Often the worst thing about discomfort is the factor of being unknown. I think about the Iyengar version of Supported Matsyasana (a chest opener over tall blocks). The first time I did this pose, my shoulders, chest and thoracic spine were so tight that it was painful to be in the shape. Having never done this pose before, I freaked out. My mind raced, my breathing got shallow, and I chose to come out of the pose. The sensation was intense and unknown, and I felt endangered.

It’s been a few years since my first Matsyasana, and since then I have learned to be more skillful in my practice, figuring out what is dangerous pain that should be avoided (sharp, sudden, acute, nervy pain in the smaller joints) and what is simply discomfort and can be tolerated to some greater good (broad, gradual, diffuse, muscular pain in the bigger joints or muscles).

Over time, my body and my mind opened to this pose, and now it’s one of my beloved go-tos for reversing the spinal slump of long days of computer work. The discomfort is still there, but now I can see it for what it is, and recognize that the greater danger is actually in avoiding the pose, lest I end up stuck in the spinal slump perpetually.

Which brings us to white fragility. This concept, coined by scholar Robin DeAngelo, states that white people are protected from and therefore averse to racial discomfort. Because our whole culture is predicated on protecting the needs and interests of white people, we experience few instances of true race-based risk, and thus, our scale is skewed for what should ring the alarm bells and what is simply awkwardness or intensity.

Many people of color experience true danger on a daily basis from racial profiling, police harassment, and daily discrimination. Black lives are on the line regularly in a way that is hard to fathom as a white person, and yet we as white folks tend to perceive our own racial discomfort as danger, even when it’s not.

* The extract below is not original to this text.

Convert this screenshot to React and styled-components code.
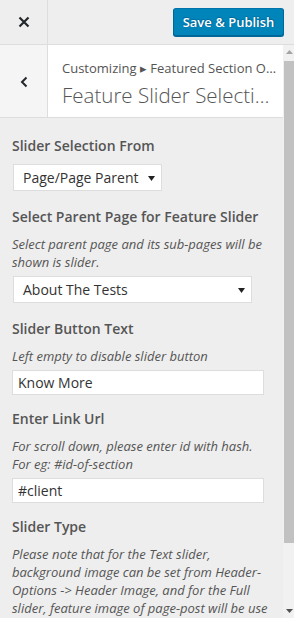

My challenge for us (white folks and other people of privilege) is to begin to put to use the discernment skills we’ve learned in our yoga practice. When engaging in social justice work, can you start to assess what is truly dangerous versus what is simply discomfort?

It’s important to remember that what is simply uncomfortable to one person may be truly dangerous to another, so it’s best to keep our judgments to a minimum. Just as you’re the only one in your body in a yoga pose, you’re also the only one living your life, so you’re the only one who can know for sure.

For example, talking to say, your conservative parents about how their support for Trump is actually kinda racist is in the zone of discomfort. It might feel like an intense, sometimes intolerable discomfort, but it is probably not actually dangerous. Now if you were a teenager and fighting with your parents about politics put you in a position where you might be kicked out of the house, that’s danger, a real risk.

Calling out a co-worker who makes a racist joke: discomfort, not danger. (Again, if calling out, say, the president of your company made it likely that you would lose your job, you would need to do some more assessing to determine if that was the right course of action. Maybe, maybe not.)

For me, using the platform I have as a yoga teacher to talk about race feels scary sometimes. I get really uncomfortable trying to lead a conversation about a difficult topic with a mixed group of friends and strangers in a yoga studio. I often mess up and say things ineloquently. It gets messy! Yet, I know it’s not actually harmful to my well-being to do so, and so I keep trying.

Over time we can build up a level of tolerance for the awkwardness. Eventually the heart pounding, the stomach in the throat sensations might start to subside. What seems dangerous to you now may one day be tolerated as simple discomfort.

Discern the difference. Build up a tolerance. Keep finding your edge. Don’t push beyond it. Just stay there. Breathe in. Breathe out. Watch the edge move. Take a risk. Take another one. Don’t get self-satisfied. Wake up every day and ask, now what? What else? What more? Keep taking risks until they don’t seem so risky any more. Trade in the hypervigilant sense of danger for a tolerance of reasonable discomfort. Get uncomfortable. Do so skillfully.